What is the music scene like in Calgary? Who should we be paying attention to out there?

Something’s happening here and it’s almost inexplicable how good it is. A few years ago, it didn’t feel like we had much of a scene at all, but these days there’s something worthwhile going on just about every night of the week. My personal favourite local artists at the moment include The Consonant C, Jane Vain + The Dark Matter, Raccoon, and just last week this solo performer named Knots totally broke my heart with his beautiful songs. The guy’s like 18 years old and already writes like an old man. There’s also loads of other groups like Azeda Booth, Sudden Infant Dance Syndrome, and Pressure Kill Common Style whose shows are packed to the point where it’s often difficult to get in. I think we’re all erasing the stigma of the term “local bands,” and it’s cool to watch everyone working in conjunction with one another to get the ball rolling. And most importantly, the music is so good it’s scary. Perhaps it’s a reaction to all of the oil boom money that’s pouring into the city and watching the skyline mutate in front of our eyes. Maybe it’s just something that’s been percolating for long enough and now it’s ready to burst. Either way, after living in Europe I didn’t think I’d be all too happy coming back to Calgary.

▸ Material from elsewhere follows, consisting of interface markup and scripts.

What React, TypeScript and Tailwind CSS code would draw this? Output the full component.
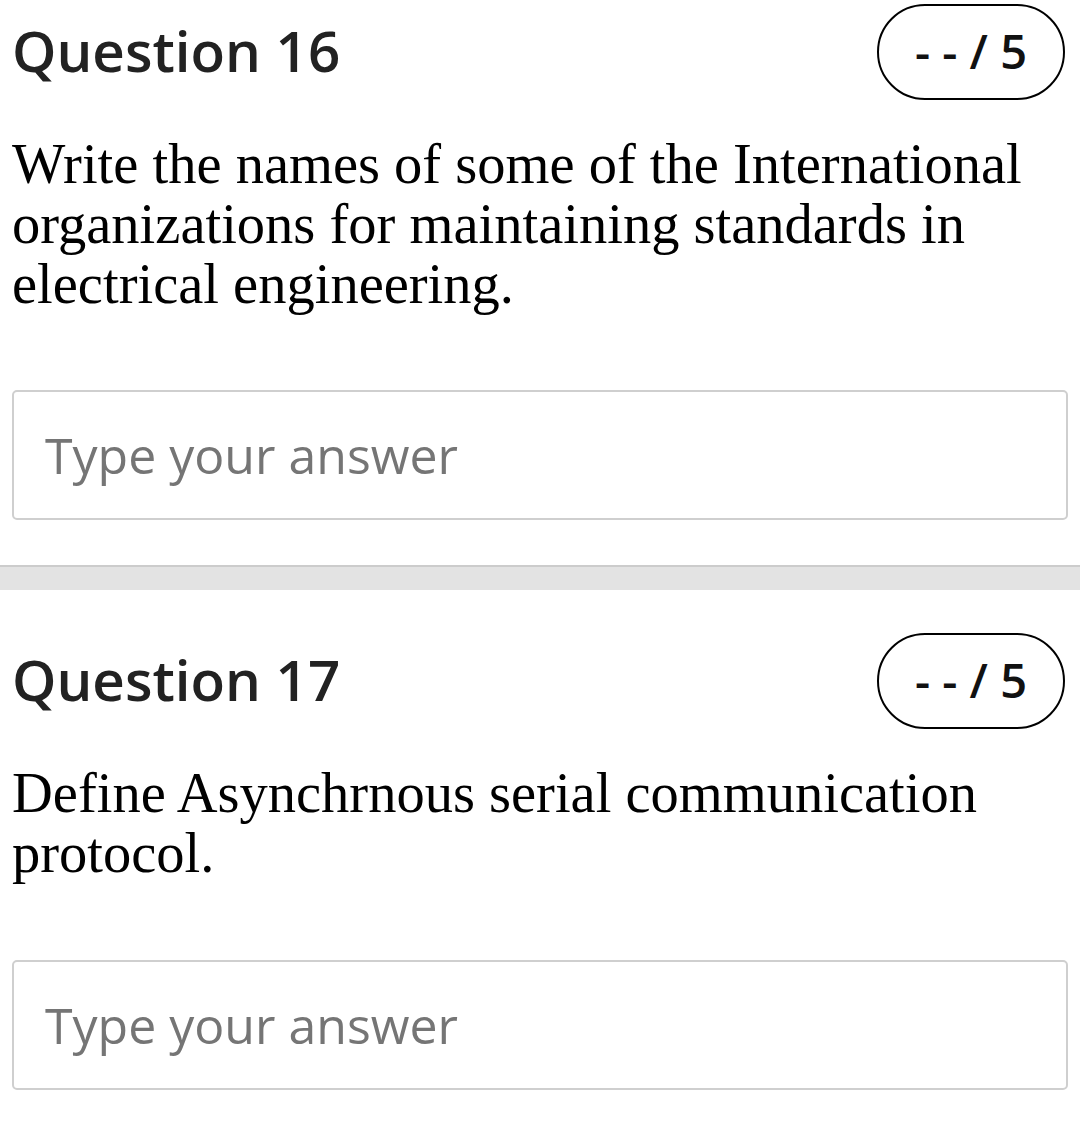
import React from "react";

function Badge() {
  return (
    <div className="flex h-[96px] w-[188px] items-center justify-center rounded-full border-[2.5px] border-black">
      <span className="text-[47px] font-semibold text-[#111] [font-family:'Open_Sans',sans-serif]">- - / 5</span>
    </div>
  );
}

function Question({ num, lines }: { num: number; lines: string }) {
  return (
    <section className="pl-[12px] pr-[15px]">
      <div className="flex h-[97px] items-center justify-between">
        <h2 className="text-[56.5px] font-semibold text-[#222] [font-family:'Open_Sans',sans-serif]">Question {num}</h2>
        <Badge />
      </div>
      <p className="mt-[34px] text-[56.5px] leading-[60px] text-black [font-family:'Liberation_Serif',serif]">{lines}</p>
    </section>
  );
}

function AnswerBox() {
  return (
    <div className="mx-[12px] flex h-[130px] items-center rounded-[5px] border-2 border-[#cfcfcf] pl-[31px]">
      <span className="text-[50px] text-[#757575] [font-family:'Open_Sans',sans-serif]">Type your answer</span>
    </div>
  );
}

export default function App() {
  return (
    <div className="h-[1132px] w-[1080px] overflow-hidden bg-white pt-[3px]">
      <Question num={16} lines="Write the names of some of the International organizations for maintaining standards in electrical engineering." />
      <div className="mt-[76px]">
        <AnswerBox />
      </div>
      <div className="mt-[45px] h-[25px] border-t-2 border-[#cccccc] bg-[#e3e3e3]" />
      <div className="mt-[42px]">
        <Question num={17} lines="Define Asynchrnous serial communication protocol." />
      </div>
      <div className="mt-[77px]">
        <AnswerBox />
      </div>
    </div>
  );
}
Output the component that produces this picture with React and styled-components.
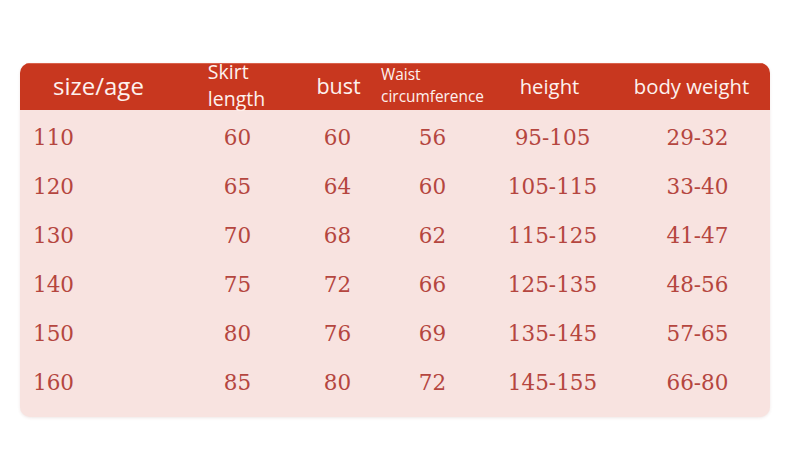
import React from 'react';
import styled, { createGlobalStyle } from 'styled-components';

const columns = [
  { key: 'size', label: ['size/age'], size: 24, align: 'left' },
  { key: 'skirt', label: ['Skirt', 'length'], size: 19.5, lh: 26.5, shift: -1 },
  { key: 'bust', label: ['bust'], size: 21.5, shift: 1 },
  { key: 'waist', label: ['Waist', 'circumference'], size: 15.4, lh: 21.5 },
  { key: 'height', label: ['height'], size: 20.3, shift: -3 },
  { key: 'weight', label: ['body weight'], size: 20.3, shift: -6 },
];

const rows = [
  ['110', '60', '60', '56', '95-105', '29-32'],
  ['120', '65', '64', '60', '105-115', '33-40'],
  ['130', '70', '68', '62', '115-125', '41-47'],
  ['140', '75', '72', '66', '125-135', '48-56'],
  ['150', '80', '76', '69', '135-145', '57-65'],
  ['160', '85', '80', '72', '145-155', '66-80'],
];

const GlobalStyle = createGlobalStyle`
  html, body {
    margin: 0;
    padding: 0;
    background: #ffffff;
  }
`;

const Page = styled.div`
  width: 800px;
  height: 450px;
  padding: 63px 0 0 20px;
  box-sizing: border-box;
`;

const Card = styled.div`
  width: 750px;
  border-radius: 10px;
  overflow: hidden;
  background: #f8e3e0;
  box-shadow: 0 1px 3px rgba(120, 60, 50, 0.12);
  padding-bottom: 10px;
`;

const Grid = styled.div`
  display: grid;
  grid-template-columns: 165px 105px 95px 95px 145px 145px;
`;

const HeaderRow = styled(Grid)`
  height: 47px;
  grid-template-rows: 46px;
  background: #c8371f;
  border-top: 1px solid #d9624c;
  box-sizing: border-box;
  margin-bottom: 3px;
`;

const HeadCell = styled.div`
  display: flex;
  align-items: center;
  min-height: 0;
  justify-content: ${(p) => (p.$align === 'left' ? 'flex-start' : 'center')};
  padding-left: ${(p) => (p.$align === 'left' ? '33px' : '0')};
  padding-bottom: 3px;
  font-family: 'Open Sans', 'Liberation Sans', sans-serif;
  color: #fdf1ee;
  font-size: ${(p) => p.$size}px;
  line-height: ${(p) => p.$lh || 24}px;
`;

const Label = styled.span`
  display: inline-block;
  text-align: left;
  white-space: nowrap;
  position: relative;
  left: ${(p) => p.$shift || 0}px;
`;

const Row = styled(Grid)`
  height: 49px;
  align-items: center;
`;

const Cell = styled.div`
  text-align: ${(p) => (p.$align === 'left' ? 'left' : 'center')};
  padding-left: ${(p) => (p.$align === 'left' ? '13px' : '0')};
  font-family: 'DejaVu Serif', 'Liberation Serif', serif;
  font-size: 21.5px;
  color: #b5463f;
`;

export default function App() {
  return (
    <Page>
      <GlobalStyle />
      <Card>
        <HeaderRow>
          {columns.map((c) => (
            <HeadCell key={c.key} $align={c.align} $size={c.size} $lh={c.lh}>
              <Label $shift={c.shift}>
                {c.label.map((line, i) => (
                  <React.Fragment key={i}>
                    {i > 0 && <br />}
                    {line}
                  </React.Fragment>
                ))}
              </Label>
            </HeadCell>
          ))}
        </HeaderRow>
        {rows.map((r) => (
          <Row key={r[0]}>
            {r.map((v, i) => (
              <Cell key={i} $align={columns[i].align}>
                {v}
              </Cell>
            ))}
          </Row>
        ))}
      </Card>
    </Page>
  );
}
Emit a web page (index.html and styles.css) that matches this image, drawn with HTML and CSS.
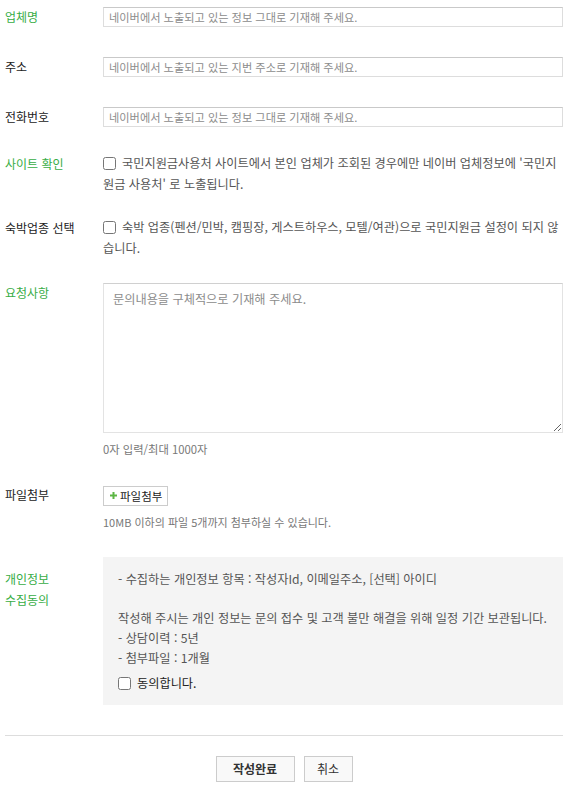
FILE: index.html
```html
<!DOCTYPE html>
<html lang="ko">
<head>
  <meta charset="utf-8">
  <title>문의하기</title>
  <link rel="stylesheet" href="styles.css">
</head>
<body>
  <form class="inquiry">
    <div class="row row-input">
      <label class="label point">업체명</label>
      <div class="field"><input type="text" class="text" placeholder="네이버에서 노출되고 있는 정보 그대로 기재해 주세요."></div>
    </div>
    <div class="row row-input">
      <label class="label">주소</label>
      <div class="field"><input type="text" class="text" placeholder="네이버에서 노출되고 있는 지번 주소로 기재해 주세요."></div>
    </div>
    <div class="row row-input row-last-input">
      <label class="label">전화번호</label>
      <div class="field"><input type="text" class="text" placeholder="네이버에서 노출되고 있는 정보 그대로 기재해 주세요."></div>
    </div>

    <div class="row row-check">
      <span class="label point">사이트 확인</span>
      <label class="field check-text"><input type="checkbox" class="chk">국민지원금사용처 사이트에서 본인 업체가 조회된 경우에만 네이버 업체정보에 '국민지원금 사용처' 로 노출됩니다.</label>
    </div>
    <div class="row row-check row-check2">
      <span class="label">숙박업종 선택</span>
      <label class="field check-text"><input type="checkbox" class="chk">숙박 업종(펜션/민박, 캠핑장, 게스트하우스, 모텔/여관)으로 국민지원금 설정이 되지 않습니다.</label>
    </div>

    <div class="row row-textarea">
      <label class="label point">요청사항</label>
      <div class="field">
        <textarea class="area" placeholder="문의내용을 구체적으로 기재해 주세요."></textarea>
        <p class="help count">0자 입력/최대 1000자</p>
      </div>
    </div>

    <div class="row row-file">
      <span class="label">파일첨부</span>
      <div class="field">
        <button type="button" class="btn-file"><svg width="7" height="7" viewBox="0 0 7 7"><path d="M2.5 0h2v2.5H7v2H4.5V7h-2V4.5H0v-2h2.5z" fill="#5cb644"/></svg>파일첨부</button>
        <p class="help">10MB 이하의 파일 5개까지 첨부하실 수 있습니다.</p>
      </div>
    </div>

    <div class="row row-agree">
      <span class="label point">개인정보<br>수집동의</span>
      <div class="field agree-box">
        <p>- 수집하는 개인정보 항목 : 작성자Id, 이메일주소, [선택] 아이디</p>
        <p class="gap">작성해 주시는 개인 정보는 문의 접수 및 고객 불만 해결을 위해 일정 기간 보관됩니다.</p>
        <p>- 상담이력 : 5년</p>
        <p>- 첨부파일 : 1개월</p>
        <label class="agree-check"><input type="checkbox" class="chk">동의합니다.</label>
      </div>
    </div>

    <div class="actions">
      <button type="button" class="btn btn-submit">작성완료</button>
      <button type="button" class="btn">취소</button>
    </div>
  </form>
</body>
</html>
```

FILE: styles.css
```css
body {
  margin: 0;
  font-family: "Noto Sans CJK KR", "Noto Sans", sans-serif;
  font-size: 12px;
  color: #333;
  background: #fff;
}
p {
  margin: 0;
}
.inquiry {
  padding: 7px 8px 0 5px;
}
.row {
  display: grid;
  grid-template-columns: 98px 1fr;
  align-items: start;
}
.label {
  font-size: 12px;
  color: #222;
  line-height: 20px;
}
.label.point {
  color: #37ad45;
}

/* text inputs */
.row-input {
  margin-bottom: 30px;
}
.row-last-input {
  margin-bottom: 26px;
}
.text {
  box-sizing: border-box;
  width: 100%;
  height: 20px;
  margin: 0;
  padding: 0 5px;
  border: 1px solid #ddd;
  border-top-color: #c9c9c9;
  font-family: inherit;
  font-size: 11.2px;
  color: #333;
  outline: none;
}
.text::placeholder,
.area::placeholder {
  color: #8c8c8c;
}

/* checkbox rows */
.row-check {
  margin-bottom: 22px;
}
.row-check .label {
  line-height: 21px;
}
.check-text {
  line-height: 21px;
  font-size: 12.2px;
  color: #555;
}
.chk {
  width: 13px;
  height: 13px;
  margin: 0 6px 0 0;
  vertical-align: -2px;
}
.row-check2 {
  margin-bottom: 24px;
}

/* textarea */
.row-textarea {
  margin-bottom: 27px;
}
.area {
  display: block;
  box-sizing: border-box;
  width: 100%;
  height: 150px;
  margin: 0;
  padding: 7px 9px;
  border: 1px solid #e3e3e3;
  border-top-color: #d0d0d0;
  font-family: inherit;
  font-size: 12.2px;
  line-height: 17px;
  outline: none;
}
.help {
  margin-top: 7px;
  font-size: 11px;
  line-height: 18px;
  color: #777;
}
.help.count {
  font-size: 11.3px;
}

/* file */
.row-file {
  margin-bottom: 26px;
}
.btn-file {
  display: inline-flex;
  align-items: center;
  gap: 3px;
  height: 20px;
  margin: 0;
  padding: 0 5px 0 6px;
  border: 1px solid #ccc;
  background: #fff;
  font-family: inherit;
  font-size: 11.5px;
  color: #222;
  cursor: pointer;
}

/* privacy agreement */
.row-agree {
  margin-bottom: 30px;
}
.row-agree .label {
  line-height: 21px;
  padding-top: 11px;
}
.agree-box {
  box-sizing: border-box;
  height: 148px;
  padding: 12px 15px 0;
  background: #f4f4f4;
  font-size: 12.2px;
  line-height: 20px;
  color: #555;
}
.agree-box .gap {
  margin-top: 19px;
}
.agree-check {
  display: block;
  margin-top: 5px;
  color: #222;
}

/* buttons */
.actions {
  display: flex;
  justify-content: center;
  gap: 9px;
  padding-top: 20px;
  border-top: 1px solid #ddd;
}
.btn {
  height: 26px;
  width: 49px;
  padding: 0;
  border: 1px solid #ccc;
  background: #f9f9f9;
  font-family: inherit;
  font-size: 12px;
  color: #333;
  cursor: pointer;
}
.btn-submit {
  width: 79px;
  font-weight: bold;
}
```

These days I don’t think it would be very easy for me to leave it.

What can the city of Toronto learn from the city of Calgary?

I’m not all that familiar with the Toronto scene beyond what my friends tell me about it, but there seems to be some amazing pockets of teamwork and interesting stuff happening all over the city. I guess that my perspectives on Toronto are biased by the incredible people I know who live there, so as for what Toronto can learn from Calgary, I don’t really know. My favourite thing about the Calgary scene is how warm everyone is to one another, and how much support we’ve gotten from other musicians from the start. If you can’t hug the musicians you go and see after they’re done their set in Toronto, that’s what I’d suggest you take from us. More hugs.